La difficulté qu’il y a à avaler une couleuvre vous fait parfois faire de drôles de choses… Ainsi, en 1998, la fratrie Gaouar relance la vendetta devant le tribunal de Casablanca. L’excellent Omar Berrada a-t-il changé de talisman ? Il commence à perdre ses procès, d’une juridiction l’autre, y compris devant la Cour suprême ! Les magistrats reconnaissent que la famille a subi un préjudice et mandate des experts pour l’estimer financièrement. Manque de chance, les experts en question (ont-ils lu un présage dans le marc de café ?), répondent à une question que personne ne leur pose et déclarent « il n’y a pas de préjudice ».
Craignant néanmoins de devoir dédommager les Gaouar, Omar Berrada, vend en 2002 et contre 30 jolis millions de dollars sa société Ennasr. C’est Kraft Foods, la multinationale américaine qui fait le chèque. En décembre 2006, puisque les Gaouar sont également français, le grand Dominique de Villepin, Premier ministre, fait inscrire la cause des torréfacteurs lésés sur la liste du contentieux franco marocain.
Villepin ou pas, « En tout cas, il s’est avéré que l’ambassade de France ne nous a été d’aucun secours : nous n’avons plus eu de nouvelles de leur part jusqu’à entrer en contact avec le nouveau Premier ministre François Fillon », nous dit Mounir Gaouar.
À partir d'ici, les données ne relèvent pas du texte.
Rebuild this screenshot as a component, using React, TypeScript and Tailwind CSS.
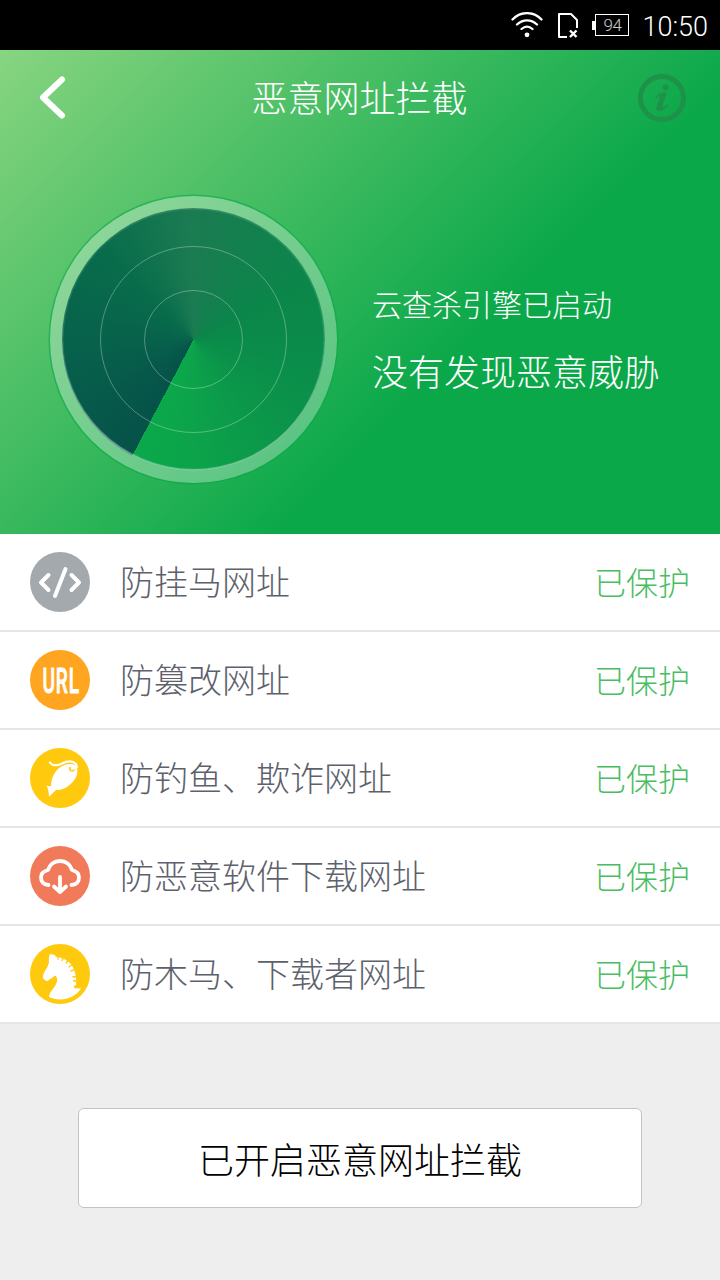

En bon pilote discipliné, genre « 24 Heures du Mans », ce dernier prend le relai comme l’atteste ce document du cabinet Fillon en date du 1er octobre 2008, que Bakchich s’est procuré : « Vos préoccupations ont retenu l’attention de Monsieur François Fillon qui m’a chargé de transmettre votre correspondance à Monsieur Bernard Kouchner…. » C’est là que l’affaire bloque, allez donc demander l’aide de BK si vous n’êtes pas gabonais !
Le 27 février 2009 un courrier du cabinet de François Fillon informe nos torréfacteurs : « J’ai le regret de vous informer qu’il n’est malheureusement pas possible de réserver une suite favorable à votre dossier ». Merci qui ?
Reste aux Gaouar la procédure judiciaire entamée contre Kraft Foods. Depuis 2002, la famille réclame 48 millions de dollars à Omar Berrada et à Kraft en s’appuyant sur la décision de la justice marocaine qui, au bout du compte, a donné raison aux plaignants. Le grabuge remonte à la maison-mère ainsi, dans le chapitre « Procédures judiciaires en cours » de son rapport annuel 2003, le groupe Kraft Foods International réserve un joli paragraphe à l’affaire Gaouar. La multinationale est informée de la somme réclamée par la famille à Omar Berrada. Mais elle indique que, lors de la vente d’Ennasr à Kraft, ce dernier n’a pas fait part au groupe des poursuites judiciaires engagées par les Gaouar…
Pour les fils de Mustapha, le breuvage est trop amer, pour eux Kraft Foods joue les naïf tout en prenant fait et cause pour Omar Berrada. Botte secrète, puisque le tribunal de Casablanca a fini par admettre que l’interdiction « à vie » de torréfier, prise par les premiers juges marocains est « une atteinte aux droits de l’homme » (cause sacrée au Maroc). Le clan Gaouar va maintenant poursuivre Kraft Foods, pour ce motif, devant les juges des Étas-Unis. « Atteinte aux droits de l’homme ! », c’est vrai qu’au pays de Bush on en connait également un rayon.